Samantha, thanks for this tasty and versatile recipe. I had pinned the recipe before the holidays but only had the chance to try it today. Substituting instant oats for rolled, butter for coconut oil, honey for maple syrup and holding the nuts allowed my mom to be able to enjoy your dish. (The need for softer foods for mom is such that rolled oats are a problem. Mincing the apples also helped!) Not only was this a tasty brunch but it will be breakfast or snacks for a few days!
Does this need to be stored in the fridge or can it be left on the counter?
In the refrigerator. 🙂
I made this today to take to a pitch-in brunch and I’m really glad I got to bring leftovers home! I doubled the recipe and baked it in a 9x13 glass dish. I used 4 small apples (I wanted lots of apples) and left the peel on.
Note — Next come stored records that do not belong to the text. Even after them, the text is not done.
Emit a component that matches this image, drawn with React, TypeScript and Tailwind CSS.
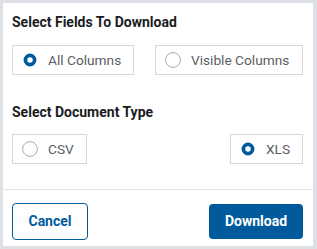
const Radio = ({ checked }: { checked: boolean }) => (
  <svg width="16" height="16" viewBox="0 0 16 16" className="block">
    {checked ? (
      <circle cx="8" cy="8" r="4.6" fill="white" stroke="#015a9c" strokeWidth="3.7" />
    ) : (
      <circle cx="8" cy="8" r="7.4" fill="white" stroke="#a9acb1" strokeWidth="1" />
    )}
  </svg>
);

const Option = ({ label, checked, className }: { label: string; checked: boolean; className: string }) => (
  <div className={`flex items-center h-[30px] border border-[#d5d7db] bg-white text-[13.7px] text-[#5a5d62] ${className}`}>
    <span className="ml-[9px]">
      <Radio checked={checked} />
    </span>
    <span className="ml-[10px]">{label}</span>
  </div>
);

export default function App() {
  return (
    <div className="w-[317px] h-[249px] bg-[#dde0e5] p-[3px] pr-[4px]" style={{ fontFamily: 'Roboto, "Liberation Sans", sans-serif' }}>
      <div className="w-full h-full bg-white flex flex-col">
        <div className="pl-[9px] pr-[10px] pt-[11px] flex-1">
          <h2 className="text-[14px] font-bold text-[#1b1c1e] leading-[16px]">Select Fields To Download</h2>
          <div className="flex justify-between mt-[15px]">
            <Option label="All Columns" checked className="w-[122px]" />
            <Option label="Visible Columns" checked={false} className="w-[148px]" />
          </div>
          <h2 className="text-[14px] font-bold text-[#1b1c1e] leading-[16px] mt-[29px]">Select Document Type</h2>
          <div className="flex justify-between mt-[14px]">
            <Option label="CSV" checked={false} className="w-[75px]" />
            <Option label="XLS" checked className="w-[73px]" />
          </div>
        </div>
        <div className="h-px bg-[#e1e3e6]" />
        <div className="flex justify-between items-center pl-[9px] pr-[10px] pt-[13px] pb-[6px]">
          <button className="w-[76px] h-[37px] rounded-[4px] border border-[#015a9c] text-[#015a9c] font-bold text-[14px] bg-white">
            Cancel
          </button>
          <button className="w-[94px] h-[35px] rounded-[4px] bg-[#015a9c] text-white font-bold text-[14px]">Download</button>
        </div>
      </div>
    </div>
  );
}
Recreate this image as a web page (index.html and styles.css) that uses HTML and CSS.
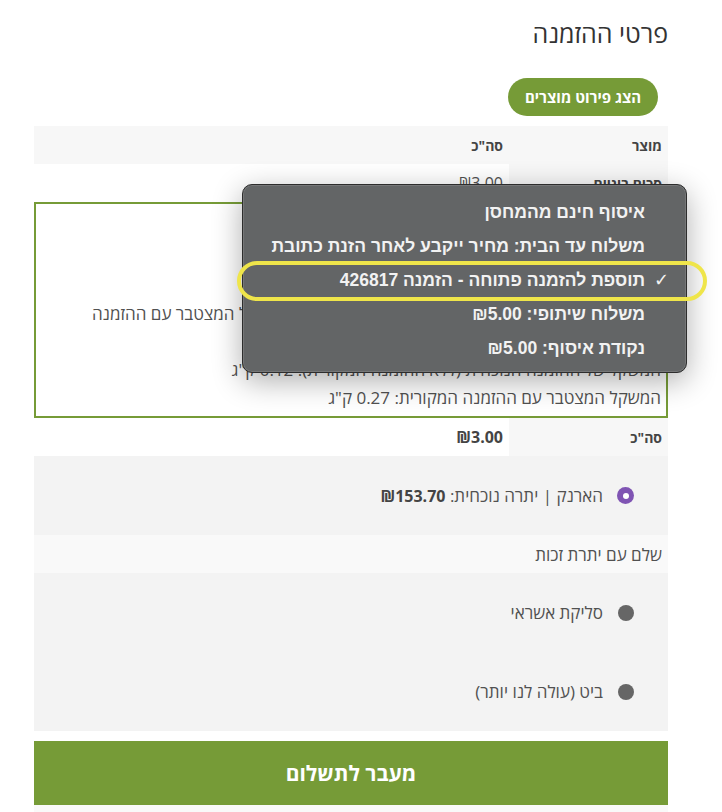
FILE: index.html
```html
<!DOCTYPE html>
<html lang="he" dir="rtl">
<head>
<meta charset="utf-8">
<title>פרטי ההזמנה</title>
<link rel="stylesheet" href="styles.css">
</head>
<body>
<div class="page">
  <h2 class="title">פרטי ההזמנה</h2>
  <div class="btn-row"><button class="pill">הצג פירוט מוצרים</button></div>

  <div class="table">
    <div class="row head"><div class="c1">מוצר</div><div class="c2">סה"כ</div></div>
    <div class="row sub"><div class="c1">סכום ביניים</div><div class="c2">₪3.00</div></div>
    <div class="ship">
      <div class="ln">משלוח</div>
      <div class="ln">בחרו את שיטת המשלוח</div>
      <div class="ln">תוספת להזמנה פתוחה</div>
      <div class="ln">ההזמנה תתווסף להזמנה הפתוחה ללא משלוח, בהתאם למשקל המצטבר עם ההזמנה</div>
      <div class="ln">הזמנה 426817</div>
      <div class="ln">המשקל של ההזמנה הנוכחית (ללא ההזמנה המקורית): 0.12 ק"ג</div>
      <div class="ln">המשקל המצטבר עם ההזמנה המקורית: 0.27 ק"ג</div>
    </div>
    <div class="row total"><div class="c1">סה"כ</div><div class="c2">₪3.00</div></div>
  </div>

  <div class="payment">
    <div class="wallet">
      <span class="radio"></span>
      <span>הארנק | יתרה נוכחית: <b>₪153.70</b></span>
    </div>
    <div class="credit-title">שלם עם יתרת זכות</div>
    <div class="methods">
      <div class="method"><span class="dot"></span><span>סליקת אשראי</span></div>
      <div class="method"><span class="dot"></span><span>ביט (עולה לנו יותר)</span></div>
    </div>
  </div>

  <button class="checkout">מעבר לתשלום</button>
  <div class="after"></div>

  <div class="menu">
    <div class="item">איסוף חינם מהמחסן</div>
    <div class="item">משלוח עד הבית: מחיר ייקבע לאחר הזנת כתובת</div>
    <div class="item selected"><span class="check">✓</span>תוספת להזמנה פתוחה - הזמנה 426817</div>
    <div class="item">משלוח שיתופי: ₪5.00</div>
    <div class="item">נקודת איסוף: ₪5.00</div>
  </div>
  <div class="highlight"></div>
</div>
</body>
</html>
```

FILE: styles.css
```css
* { box-sizing: border-box; }
html, body { margin: 0; padding: 0; background: #fff; }
body {
  direction: rtl;
  font-family: "Open Sans", "Liberation Sans", "DejaVu Sans", sans-serif;
  font-size: 17px;
  color: #515151;
}
.page {
  position: relative;
  width: 722px;
  height: 812px;
  overflow: hidden;
  padding: 0 54px 0 34px;
}
.title {
  margin: 18px 0 0;
  font-size: 25px;
  line-height: 30px;
  font-weight: 400;
  color: #333;
}
.btn-row {
  margin-top: 30px;
  display: flex;
  padding-right: 10px;
}
.pill {
  height: 38px;
  width: 150px;
  border: 0;
  border-radius: 19px;
  background: #769b37;
  color: #fff;
  font-family: inherit;
  font-size: 15px;
  font-weight: 700;
  padding: 0;
}
.table { margin-top: 10px; }
.row {
  display: grid;
  grid-template-columns: 159px 1fr;
  height: 38px;
}
.row > div {
  display: flex;
  align-items: center;
  padding-right: 6px;
}
.head { background: #f7f7f7; font-weight: 700; color: #444; font-size: 14px; }
.sub .c1, .total .c1 { background: #f7f7f7; font-weight: 700; color: #444; font-size: 14px; }
.sub .c2 { font-size: 16px; }
.total { height: 38px; }
.total .c2 { font-weight: 700; color: #444; font-size: 16px; }
.ship {
  height: 216px;
  border: 2px solid #769b37;
  padding: 12px 5px 0;
}
.ship .ln {
  height: 28px;
  line-height: 28px;
  white-space: nowrap;
}
.wallet {
  height: 79px;
  background: #f3f3f3;
  display: flex;
  align-items: center;
  gap: 14px;
  padding-right: 34px;
}
.wallet b { font-weight: 700; color: #444; font-size: 16px; }
.radio {
  width: 17px;
  height: 17px;
  border-radius: 50%;
  background: #7f54b3;
  display: flex;
  align-items: center;
  justify-content: center;
  flex: none;
}
.radio::after {
  content: "";
  width: 6px;
  height: 6px;
  border-radius: 50%;
  background: #fff;
}
.credit-title {
  height: 38px;
  background: #f9f9f9;
  display: flex;
  align-items: center;
  padding-right: 6px;
}
.methods { background: #f3f3f3; }
.method {
  height: 79px;
  display: flex;
  align-items: center;
  gap: 15px;
  padding-right: 34px;
}
.dot {
  width: 16px;
  height: 16px;
  border-radius: 50%;
  background: #666;
  flex: none;
}
.checkout {
  display: block;
  width: 100%;
  height: 64px;
  margin-top: 10px;
  border: 0;
  background: #769b37;
  color: #fff;
  font-family: inherit;
  font-size: 21px;
  font-weight: 700;
  padding: 0;
}
.after { height: 20px; background: #f9f9f9; }

.menu {
  position: absolute;
  left: 242px;
  top: 184px;
  width: 445px;
  height: 189px;
  background: #636566;
  border: 1px solid #2d2d2d;
  border-radius: 10px;
  box-shadow: inset 0 0 0 1px rgba(255,255,255,0.12), 0 8px 30px rgba(0,0,0,0.32);
  padding: 10px 41px 0 0;
  font-family: "Liberation Sans", "DejaVu Sans", sans-serif;
}
.item {
  position: relative;
  height: 34px;
  line-height: 34px;
  font-size: 17.5px;
  font-weight: 700;
  color: #f2f2f2;
  white-space: nowrap;
}
.check {
  position: absolute;
  right: -24px;
  top: 0;
  font-weight: 400;
  font-size: 18px;
}
.highlight {
  position: absolute;
  left: 237px;
  top: 261px;
  width: 470px;
  height: 40px;
  border: 4px solid #efe54a;
  border-radius: 21px;
}
```
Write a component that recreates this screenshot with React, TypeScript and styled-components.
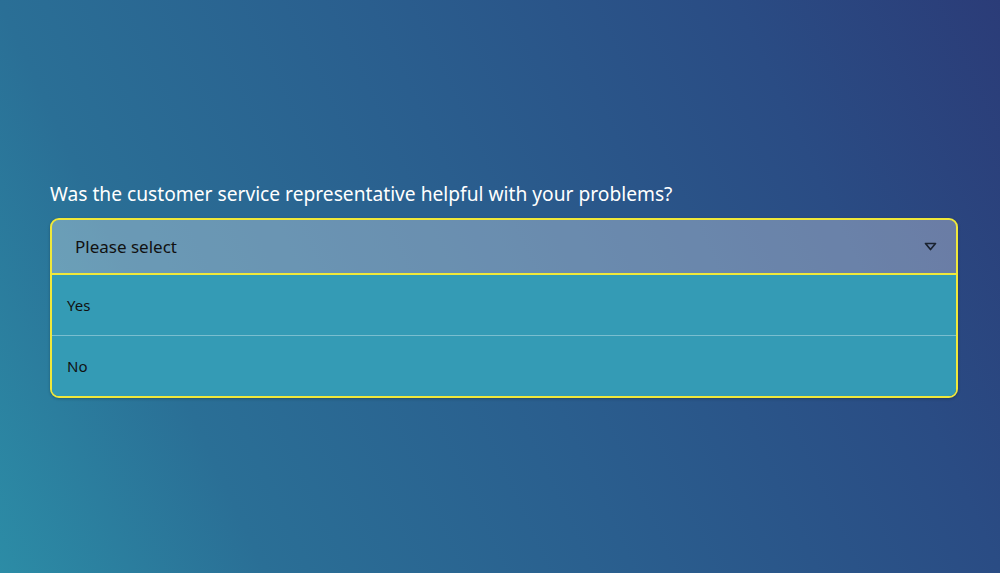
import React from 'react';
import styled, {createGlobalStyle} from 'styled-components';

const GlobalStyle = createGlobalStyle`
    html, body {
        margin:0;
        padding:0;
        height:100%;
    }
    body {
        font-family:"Noto Sans", "Open Sans", sans-serif;
    }
`;

const Page = styled.div`
    width:100%;
    height:573px;
    box-sizing:border-box;
    background:linear-gradient(65deg, #2c8ca6 0%, #2a6f96 21%, #2a5e8e 50%, #2a4c84 79%, #2b3c78 100%);
    padding:182px 42px 0 50px;
`;

const Question = styled.div`
    color:#fff;
    font-size:19.2px;
    line-height:24px;
    margin-bottom:12px;
`;

const Select = styled.div`
    border:2px solid #f0e83a;
    border-radius:9px;
    overflow:hidden;
    box-shadow:0 1px 3px rgba(0,0,0,0.25);
`;

const Header = styled.div`
    display:flex;
    align-items:center;
    justify-content:space-between;
    height:53px;
    padding:0 19px 0 23px;
    background:rgba(255,255,255,0.3);
    border-bottom:2px solid #f0e83a;
    color:#111;
    font-size:17px;
`;

const Option = styled.div<{last?:boolean}>`
    display:flex;
    align-items:center;
    height:60px;
    padding:0 15px;
    background:#349bb5;
    color:#111;
    font-size:15px;
    border-bottom:${({last})=>last ? 'none' : '1px solid rgba(255,255,255,0.35)'};
`;

const Caret = () => (
    <svg width="13" height="9" viewBox="0 0 13 9">
        <path d="M1.5 1.5 H11.5 L6.5 7.5 Z" fill="none" stroke="#1a2330" strokeWidth="1.7" strokeLinejoin="round" />
    </svg>
);

const App:React.FC = () => {
    return <>
        <GlobalStyle />
        <Page>
            <Question>Was the customer service representative helpful with your problems?</Question>
            <Select>
                <Header>
                    <span>Please select</span>
                    <Caret />
                </Header>
                <Option>Yes</Option>
                <Option last>No</Option>
            </Select>
        </Page>
    </>;
}

export default App;
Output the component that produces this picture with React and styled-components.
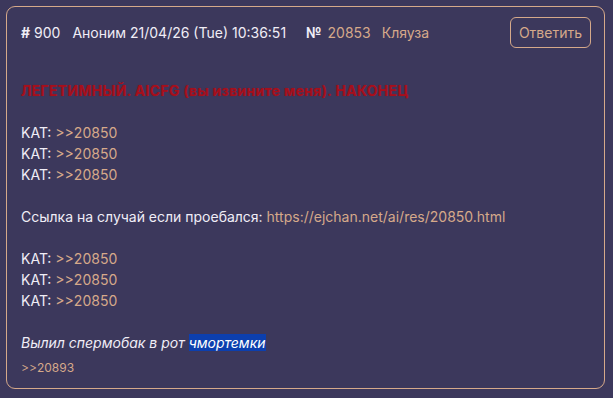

I didn’t have enough coconut oil, so I used avocado oil instead. I used almond milk to make it dairy-free for friends. The flavor and sweetness was just what I wanted. A dollop of plain Greek yogurt served on top was a nice addition to my plate. I can’t wait to have more tomorrow! And I will definitely make this again.
ok so just to be clear .. You said the recipe is 401 calories is that for the whole thing 6 servings? In a weight loss program and just want to make sure I have the accurate amount of calories..can not afford any mistakes...it's a very close competition thx so much this is sooooo good!!
Hi Trish! The nutrition information for any recipe on my site is provided as a courtesy and is likely to be more of an estimate than exactly precise, depending on the particular ingredients you use. So if you are needing to be extremely accurate, I would suggest inputting the info for the specific ingredients that YOU use to make the recipe into a nutrition calculator. That being said, this recipe is estimated to have 401 calories per serving. There are six servings in the whole recipe. So 1/6 of the dish = 401 calories. Hope that helps!
Just made it this morning. We had it with a dollop of yogurt, drizzle of maple syrup and whipped cream. It was so good and filling! Thank you for sharing!